The market is a perilous place, and even the large gains I made in the earlier closed positions are getting negated by large drawdowns in the current ones. GTAT is particularly annoying, suffering from an association with Solyndra.

In terms of the broad market, Australia, Hong Kong, and Spain have extreme positive divergence in their money flow relative to price, while the dollar related ETFs are showing negative divergence. Everything seems poised for the dollar to go DOWN, which is perplexing unless somehow Europe gets a temporary respite from their troubles.

Even stranger, the US markets are also poised to go down WITH the dollar. Most peculiar.

It’s impossible to guess, and it is entirely possible that the divergences in money flow and price movements simply show that this is not a market driven by investors, but by political events that cannot be captured in any technical snapshot.

Market timers continue to get faked out, and I’m not sure who is actually profiting any more.

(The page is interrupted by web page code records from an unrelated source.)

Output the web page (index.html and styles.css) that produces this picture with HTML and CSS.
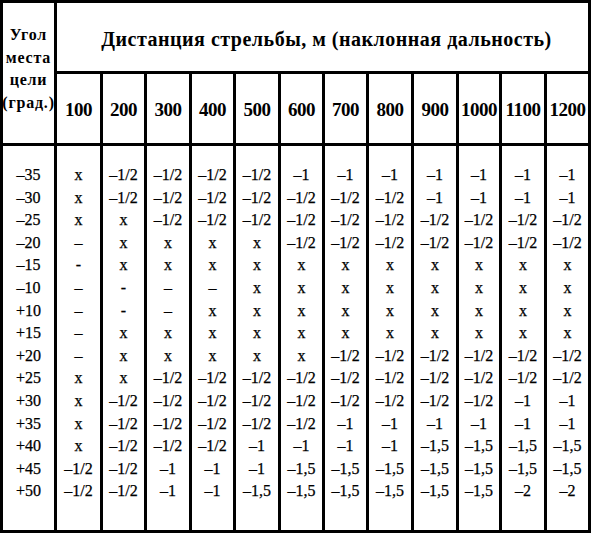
FILE: index.html
```html
<!DOCTYPE html>
<html lang="ru">
<head>
<meta charset="utf-8">
<title>Дистанция стрельбы</title>
<link rel="stylesheet" href="styles.css">
</head>
<body>
<div class="sheet">
  <div class="corner"><span>Угол</span><span>места</span><span>цели</span><span>(град.)</span></div>
  <div class="title">Дистанция стрельбы, м (наклонная дальность)</div>
  <div class="head">100</div>
  <div class="head">200</div>
  <div class="head">300</div>
  <div class="head">400</div>
  <div class="head">500</div>
  <div class="head">600</div>
  <div class="head">700</div>
  <div class="head">800</div>
  <div class="head">900</div>
  <div class="head">1000</div>
  <div class="head">1100</div>
  <div class="head">1200</div>

  <div class="col"><div>–35</div><div>–30</div><div>–25</div><div>–20</div><div>–15</div><div>–10</div><div>+10</div><div>+15</div><div>+20</div><div>+25</div><div>+30</div><div>+35</div><div>+40</div><div>+45</div><div>+50</div></div>
  <div class="col"><div>х</div><div>х</div><div>х</div><div>–</div><div>-</div><div>–</div><div>–</div><div>–</div><div>–</div><div>х</div><div>х</div><div>х</div><div>х</div><div>–1/2</div><div>–1/2</div></div>
  <div class="col"><div>–1/2</div><div>–1/2</div><div>х</div><div>х</div><div>х</div><div>-</div><div>-</div><div>х</div><div>х</div><div>х</div><div>–1/2</div><div>–1/2</div><div>–1/2</div><div>–1/2</div><div>–1/2</div></div>
  <div class="col"><div>–1/2</div><div>–1/2</div><div>–1/2</div><div>х</div><div>х</div><div>–</div><div>–</div><div>х</div><div>х</div><div>–1/2</div><div>–1/2</div><div>–1/2</div><div>–1/2</div><div>–1</div><div>–1</div></div>
  <div class="col"><div>–1/2</div><div>–1/2</div><div>–1/2</div><div>х</div><div>х</div><div>–</div><div>х</div><div>х</div><div>х</div><div>–1/2</div><div>–1/2</div><div>–1/2</div><div>–1/2</div><div>–1</div><div>–1</div></div>
  <div class="col"><div>–1/2</div><div>–1/2</div><div>–1/2</div><div>х</div><div>х</div><div>х</div><div>х</div><div>х</div><div>х</div><div>–1/2</div><div>–1/2</div><div>–1/2</div><div>–1</div><div>–1</div><div>–1,5</div></div>
  <div class="col"><div>–1</div><div>–1/2</div><div>–1/2</div><div>–1/2</div><div>х</div><div>х</div><div>х</div><div>х</div><div>х</div><div>–1/2</div><div>–1/2</div><div>–1/2</div><div>–1</div><div>–1,5</div><div>–1,5</div></div>
  <div class="col"><div>–1</div><div>–1/2</div><div>–1/2</div><div>–1/2</div><div>х</div><div>х</div><div>х</div><div>х</div><div>–1/2</div><div>–1/2</div><div>–1/2</div><div>–1</div><div>–1</div><div>–1,5</div><div>–1,5</div></div>
  <div class="col"><div>–1</div><div>–1/2</div><div>–1/2</div><div>–1/2</div><div>х</div><div>х</div><div>х</div><div>х</div><div>–1/2</div><div>–1/2</div><div>–1/2</div><div>–1</div><div>–1</div><div>–1,5</div><div>–1,5</div></div>
  <div class="col"><div>–1</div><div>–1</div><div>–1/2</div><div>–1/2</div><div>х</div><div>х</div><div>х</div><div>х</div><div>–1/2</div><div>–1/2</div><div>–1/2</div><div>–1</div><div>–1,5</div><div>–1,5</div><div>–1,5</div></div>
  <div class="col"><div>–1</div><div>–1</div><div>–1/2</div><div>–1/2</div><div>х</div><div>х</div><div>х</div><div>х</div><div>–1/2</div><div>–1/2</div><div>–1/2</div><div>–1</div><div>–1,5</div><div>–1,5</div><div>–1,5</div></div>
  <div class="col"><div>–1</div><div>–1</div><div>–1/2</div><div>–1/2</div><div>х</div><div>х</div><div>х</div><div>х</div><div>–1/2</div><div>–1/2</div><div>–1</div><div>–1</div><div>–1,5</div><div>–1,5</div><div>–2</div></div>
  <div class="col"><div>–1</div><div>–1</div><div>–1/2</div><div>–1/2</div><div>х</div><div>х</div><div>х</div><div>х</div><div>–1/2</div><div>–1/2</div><div>–1</div><div>–1</div><div>–1,5</div><div>–1,5</div><div>–2</div></div>
</div>
</body>
</html>
```
FILE: styles.css
```css
html, body {
  margin: 0;
  padding: 0;
  background: #fff;
}

.sheet {
  display: grid;
  width: 591px;
  box-sizing: border-box;
  padding: 3px;
  gap: 3px;
  background: #000;
  grid-template-columns: 51px 43px 41px 42px 41px 42px 41px 41px 42px 42px 40px 42px 41px;
  grid-template-rows: 68px 69px 384px;
  font-family: "Liberation Serif", "Times New Roman", serif;
  color: #000;
}

.sheet > div {
  background: #fff;
}

.corner {
  grid-column: 1;
  grid-row: 1 / span 2;
  display: flex;
  flex-direction: column;
  align-items: center;
  padding-top: 21px;
  font-weight: bold;
  font-size: 16px;
  line-height: 22.5px;
  letter-spacing: 0.8px;
  white-space: nowrap;
}

.title {
  grid-column: 2 / span 12;
  grid-row: 1;
  display: flex;
  align-items: center;
  justify-content: center;
  padding-top: 4px;
  padding-left: 8px;
  box-sizing: border-box;
  font-weight: bold;
  font-size: 20px;
  letter-spacing: 0.5px;
  white-space: nowrap;
}

.head {
  grid-row: 2;
  display: flex;
  align-items: center;
  justify-content: center;
  padding-top: 3px;
  box-sizing: border-box;
  font-weight: bold;
  font-size: 19px;
  letter-spacing: -0.5px;
}

.col {
  grid-row: 3;
  display: flex;
  flex-direction: column;
  align-items: center;
  padding-top: 18px;
  font-size: 16px;
  line-height: 22.6px;
  white-space: nowrap;
  -webkit-text-stroke: 0.25px #000;
}
```
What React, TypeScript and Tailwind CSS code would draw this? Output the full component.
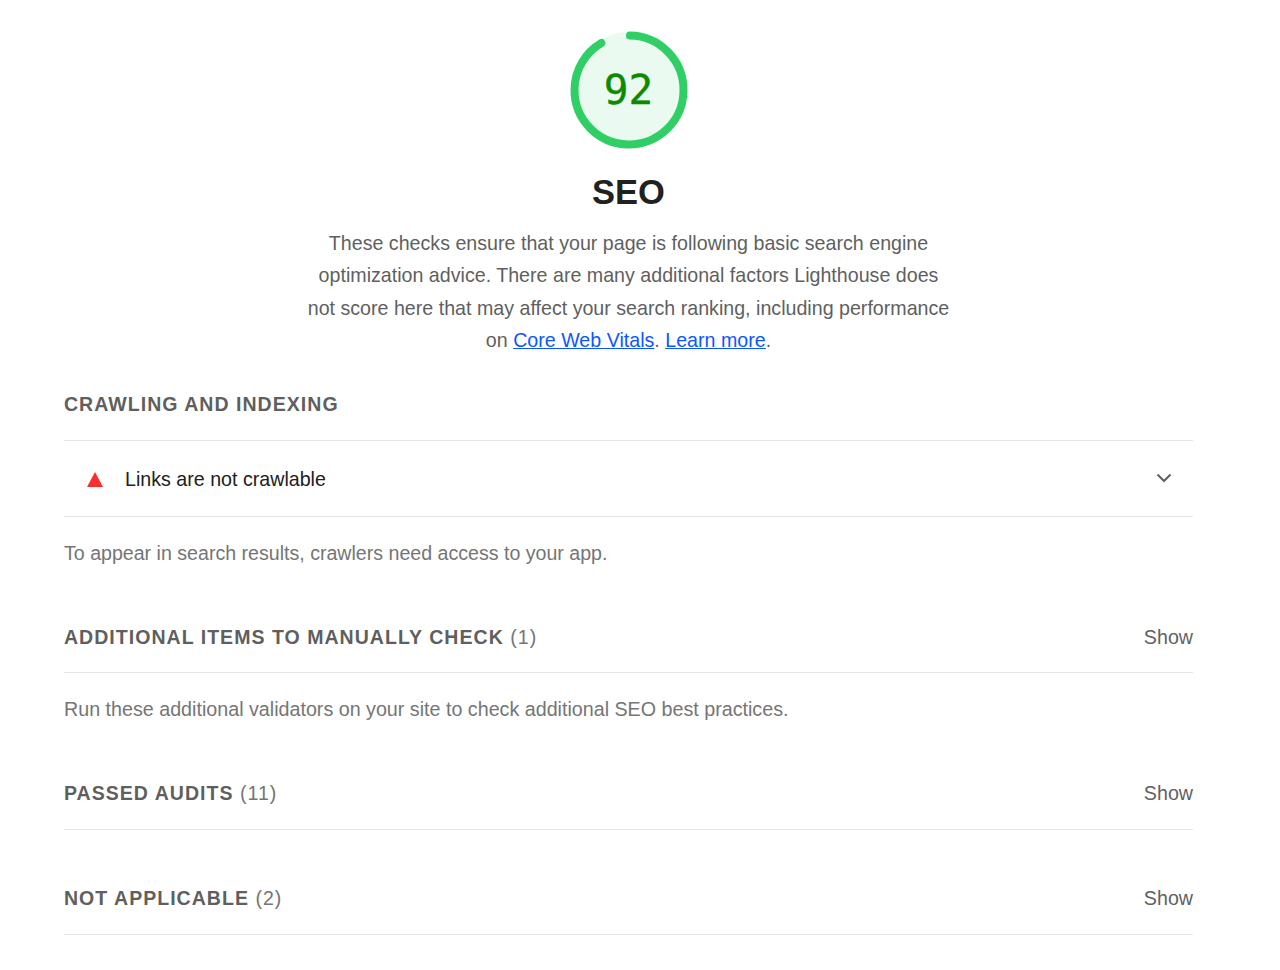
import React from 'react';

const font = { fontFamily: '"Liberation Sans", Arial, sans-serif' };

const Gauge = () => (
  <svg width="120" height="120" viewBox="0 0 120 120" className="block">
    <circle cx="60" cy="60" r="58" fill="#eafaf1" />
    <circle
      cx="60"
      cy="60"
      r="54.5"
      fill="none"
      stroke="#30cf66"
      strokeWidth="8"
      strokeLinecap="round"
      strokeDasharray="312 343"
      transform="rotate(-89 60 60)"
    />
  </svg>
);

const GroupRow = ({ title, count, className }: { title: string; count: string; className: string }) => (
  <div className={`flex items-center justify-between border-b border-[#e6e6e6] ${className}`}>
    <div className="text-[19.55px] font-bold tracking-[1.02px] text-[#5f5f5f]">
      {title} <span className="font-normal text-[#757575]">{count}</span>
    </div>
    <span className="text-[19.65px] text-[#616161]">Show</span>
  </div>
);

export default function App() {
  return (
    <div style={font} className="w-[1280px] h-[970px] bg-white overflow-hidden px-16 pt-[30px]">
      <div className="w-[1129px]">
        {/* Score header */}
        <div className="flex flex-col items-center">
          <div className="relative w-[120px] h-[120px]">
            <Gauge />
            <div
              className="absolute inset-0 flex items-center justify-center pt-[2px] text-[41px] text-[#0c8a00] [-webkit-text-stroke:0.4px_#0c8a00]"
              style={{ fontFamily: '"DejaVu Sans Mono", monospace' }}
            >
              92
            </div>
          </div>
          <h1 className="mt-[19px] text-[34.5px] leading-[46px] font-bold text-[#212121]">SEO</h1>
          <p className="mt-[12px] w-[652px] text-center text-[19.65px] leading-[32.4px] text-[#5f5f5f]">
            These checks ensure that your page is following basic search engine optimization advice. There are many additional factors Lighthouse does not score here that may affect your search ranking, including performance on{' '}
            <a className="text-[#0b57ff] underline">Core Web Vitals</a>. <a className="text-[#0b57ff] underline">Learn more</a>.
          </p>
        </div>

        {/* Crawling */}
        <div className="mt-[25px]">
          <div className="h-[59px] pb-[12px] flex items-center border-b border-[#e6e6e6] text-[19.55px] font-bold tracking-[1.02px] text-[#5f5f5f]">
            CRAWLING AND INDEXING
          </div>
          <div className="h-[76px] flex items-center justify-between border-b border-[#e6e6e6] pl-[23px] pr-[21px]">
            <div className="flex items-center gap-[22px] pt-[2px]">
              <svg width="16" height="15" viewBox="0 0 16 15">
                <polygon points="8,0 16,15 0,15" fill="#fb2d2d" />
              </svg>
              <span className="pt-[2px] text-[19.65px] text-[#212121]">Links are not crawlable</span>
            </div>
            <svg width="16" height="10" viewBox="0 0 16 10" fill="none" stroke="#5f5f5f" strokeWidth="2">
              <path d="M1.5 1.5 8 8l6.5-6.5" />
            </svg>
          </div>
          <p className="mt-[20px] text-[19.6px] leading-[32px] text-[#757575]">
            To appear in search results, crawlers need access to your app.
          </p>
        </div>

        {/* Manual checks */}
        <div className="mt-[34px]">
          <GroupRow title="ADDITIONAL ITEMS TO MANUALLY CHECK" count="(1)" className="h-[70px] pt-[1px]" />
          <p className="mt-[20px] text-[19.7px] leading-[32px] text-[#757575]">
            Run these additional validators on your site to check additional SEO best practices.
          </p>
        </div>

        <GroupRow title="PASSED AUDITS" count="(11)" className="mt-[35px] h-[70px] pb-[1px]" />
        <GroupRow title="NOT APPLICABLE" count="(2)" className="mt-[35px] h-[70px] pb-[1px]" />
      </div>
    </div>
  );
}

Everything’s a hold right now.

Tim

ericoleman
11-19-2011, 11:32 PM
Thank you for sharing, Timothy. Are you using the Effective Volume Money flow to track the respective ETF's (EWH EWP EWA)? Or do you use additional tools for money flow analysis? Also, when you refer to dollar related ETF's, is it just UUP, or are you including others?

I always like reading your posts. Thanks again.

Timothy Clontz
11-20-2011, 12:30 AM
Eric,

Thanks for your kind words!

Pascal and Billy have developed a trend following tool with their effective volume, which is extremely profitable for short term traders.

I'm experimenting with a mean reversion system using non-effective volume; volume not associated with price movements. It's slower, and in a live testing stage. The idea is to try to stretch technical analysis out to a year timeframe, which is the minimum for a fundamental investor.

The jury is still out on whether it works synergistically with fundamentals.

As for the dollar, I'm looking at UUP for negative divergence, but also other currencies and gold for positive divergence. When those both occur, I consider that as confirmation that money seems to be betting for the dollar to go down.

I don't understand it, but I'm curious to see what unfolds.